- **Given data**:
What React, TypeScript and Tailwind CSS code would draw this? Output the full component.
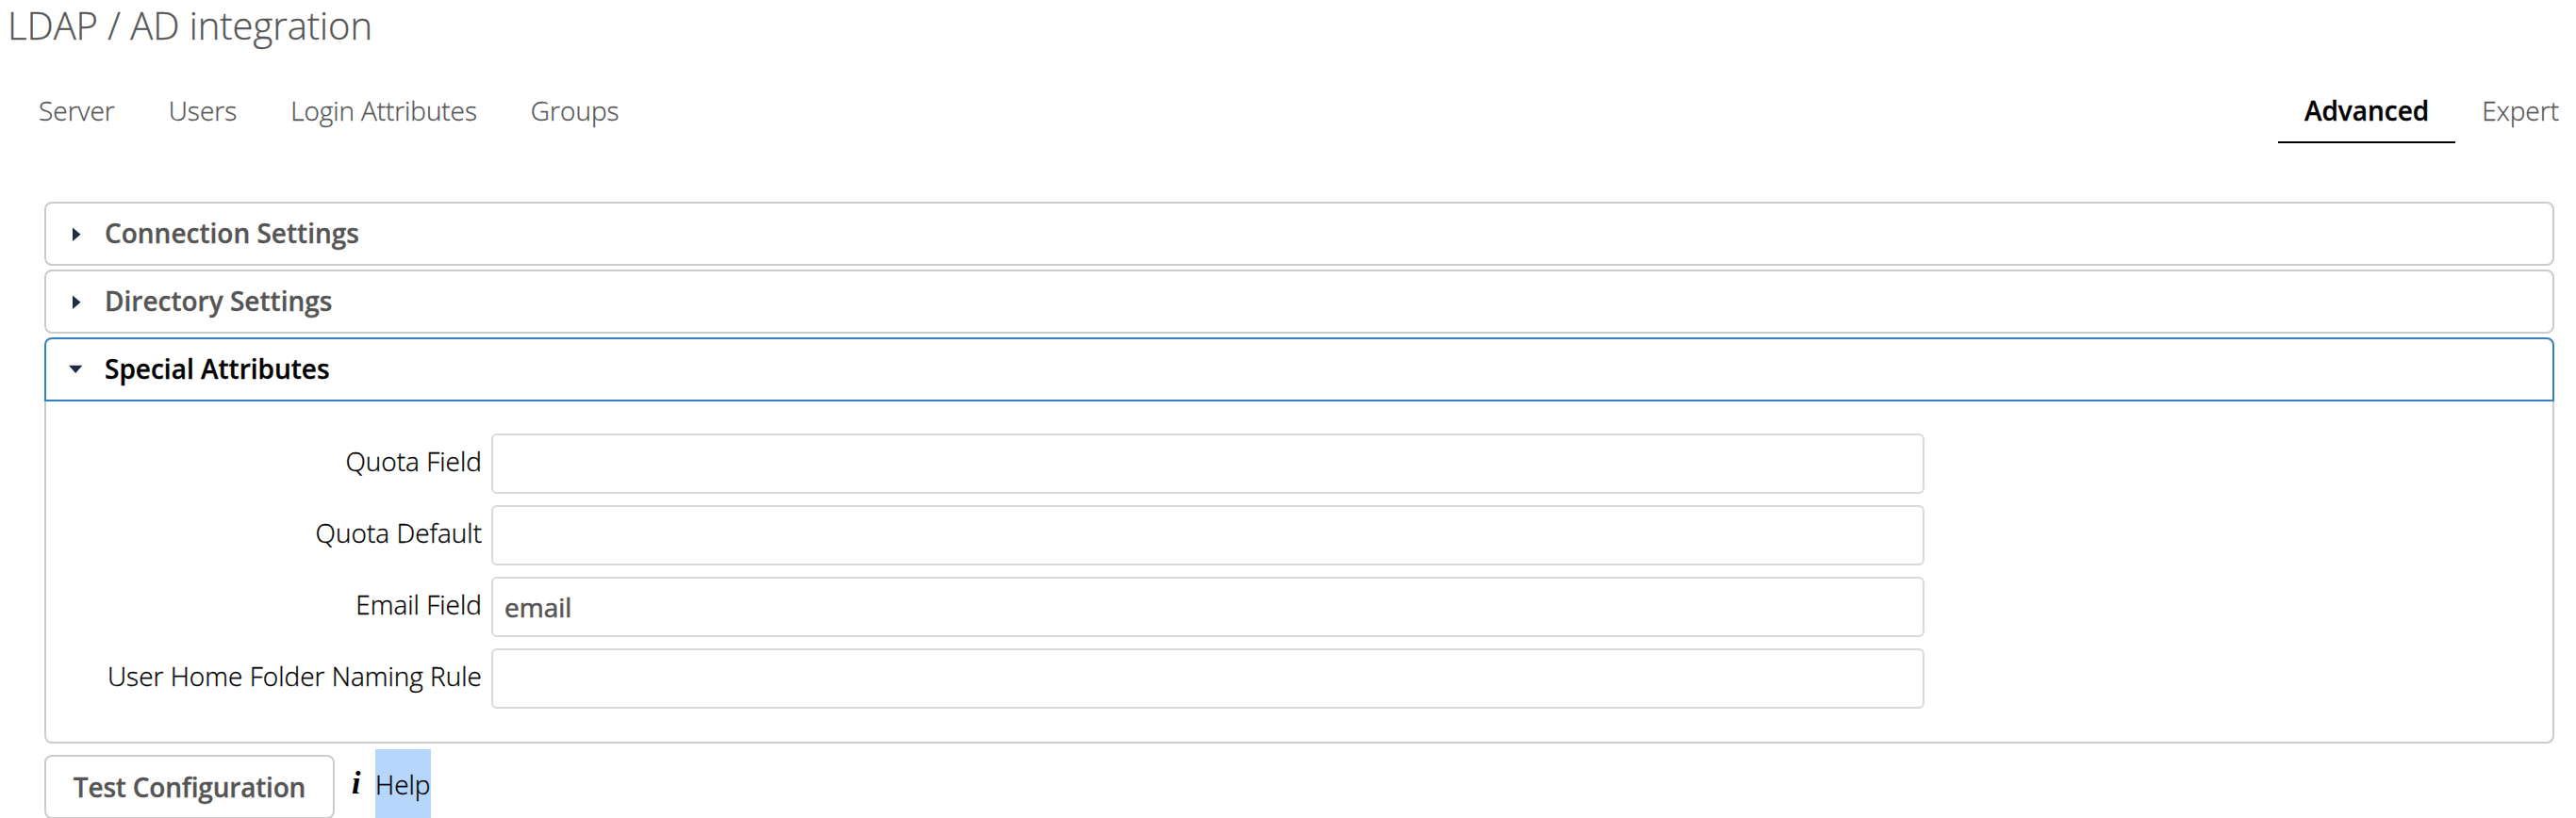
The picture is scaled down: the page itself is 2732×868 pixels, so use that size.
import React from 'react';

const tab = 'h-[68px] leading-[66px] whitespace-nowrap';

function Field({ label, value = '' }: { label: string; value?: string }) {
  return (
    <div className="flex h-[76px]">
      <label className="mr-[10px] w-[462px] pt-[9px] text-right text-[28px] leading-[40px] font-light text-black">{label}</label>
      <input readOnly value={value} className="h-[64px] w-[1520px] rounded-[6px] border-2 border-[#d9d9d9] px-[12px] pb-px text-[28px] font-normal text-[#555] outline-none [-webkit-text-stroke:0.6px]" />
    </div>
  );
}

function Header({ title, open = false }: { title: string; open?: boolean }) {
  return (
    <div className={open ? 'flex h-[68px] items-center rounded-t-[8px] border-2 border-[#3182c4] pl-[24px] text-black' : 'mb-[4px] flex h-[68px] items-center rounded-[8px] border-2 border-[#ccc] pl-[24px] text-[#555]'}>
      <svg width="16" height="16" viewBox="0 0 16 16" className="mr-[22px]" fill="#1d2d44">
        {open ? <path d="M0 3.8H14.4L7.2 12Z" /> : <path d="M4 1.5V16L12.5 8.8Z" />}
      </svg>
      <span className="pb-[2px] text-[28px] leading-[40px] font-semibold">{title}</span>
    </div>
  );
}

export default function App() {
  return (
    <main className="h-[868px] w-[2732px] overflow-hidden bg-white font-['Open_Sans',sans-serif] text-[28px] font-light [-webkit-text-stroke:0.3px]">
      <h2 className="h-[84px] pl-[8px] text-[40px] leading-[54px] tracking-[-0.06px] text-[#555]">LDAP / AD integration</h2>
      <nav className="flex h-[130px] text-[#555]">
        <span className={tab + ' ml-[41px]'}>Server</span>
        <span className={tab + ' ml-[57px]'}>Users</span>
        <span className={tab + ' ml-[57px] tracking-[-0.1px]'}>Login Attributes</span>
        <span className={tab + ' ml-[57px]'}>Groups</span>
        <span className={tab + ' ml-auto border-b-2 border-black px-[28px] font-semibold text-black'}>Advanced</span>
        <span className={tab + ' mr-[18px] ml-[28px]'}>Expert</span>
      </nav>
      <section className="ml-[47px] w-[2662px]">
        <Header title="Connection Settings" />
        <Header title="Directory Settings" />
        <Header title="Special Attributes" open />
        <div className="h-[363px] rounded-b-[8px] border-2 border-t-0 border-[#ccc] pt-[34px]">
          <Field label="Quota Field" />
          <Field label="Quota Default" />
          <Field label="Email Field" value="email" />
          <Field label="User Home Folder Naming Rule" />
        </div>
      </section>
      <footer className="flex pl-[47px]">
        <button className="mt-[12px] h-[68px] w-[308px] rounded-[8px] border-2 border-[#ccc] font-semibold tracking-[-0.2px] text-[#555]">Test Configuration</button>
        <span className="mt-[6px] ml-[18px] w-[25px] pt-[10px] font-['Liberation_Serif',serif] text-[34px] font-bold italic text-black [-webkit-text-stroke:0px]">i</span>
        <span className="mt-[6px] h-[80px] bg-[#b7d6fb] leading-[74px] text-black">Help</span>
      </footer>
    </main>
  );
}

- **Task requirements**: Leave out any pictures, please, and quote only the lines from the top of the data through the line that contains "const tab = 'h-[68px]".

- **Exercise answer**:
What React, TypeScript and Tailwind CSS code would draw this? Output the full component.
The picture is scaled down: the page itself is 2732×868 pixels, so use that size.
import React from 'react';

const tab = 'h-[68px] leading-[66px] whitespace-nowrap';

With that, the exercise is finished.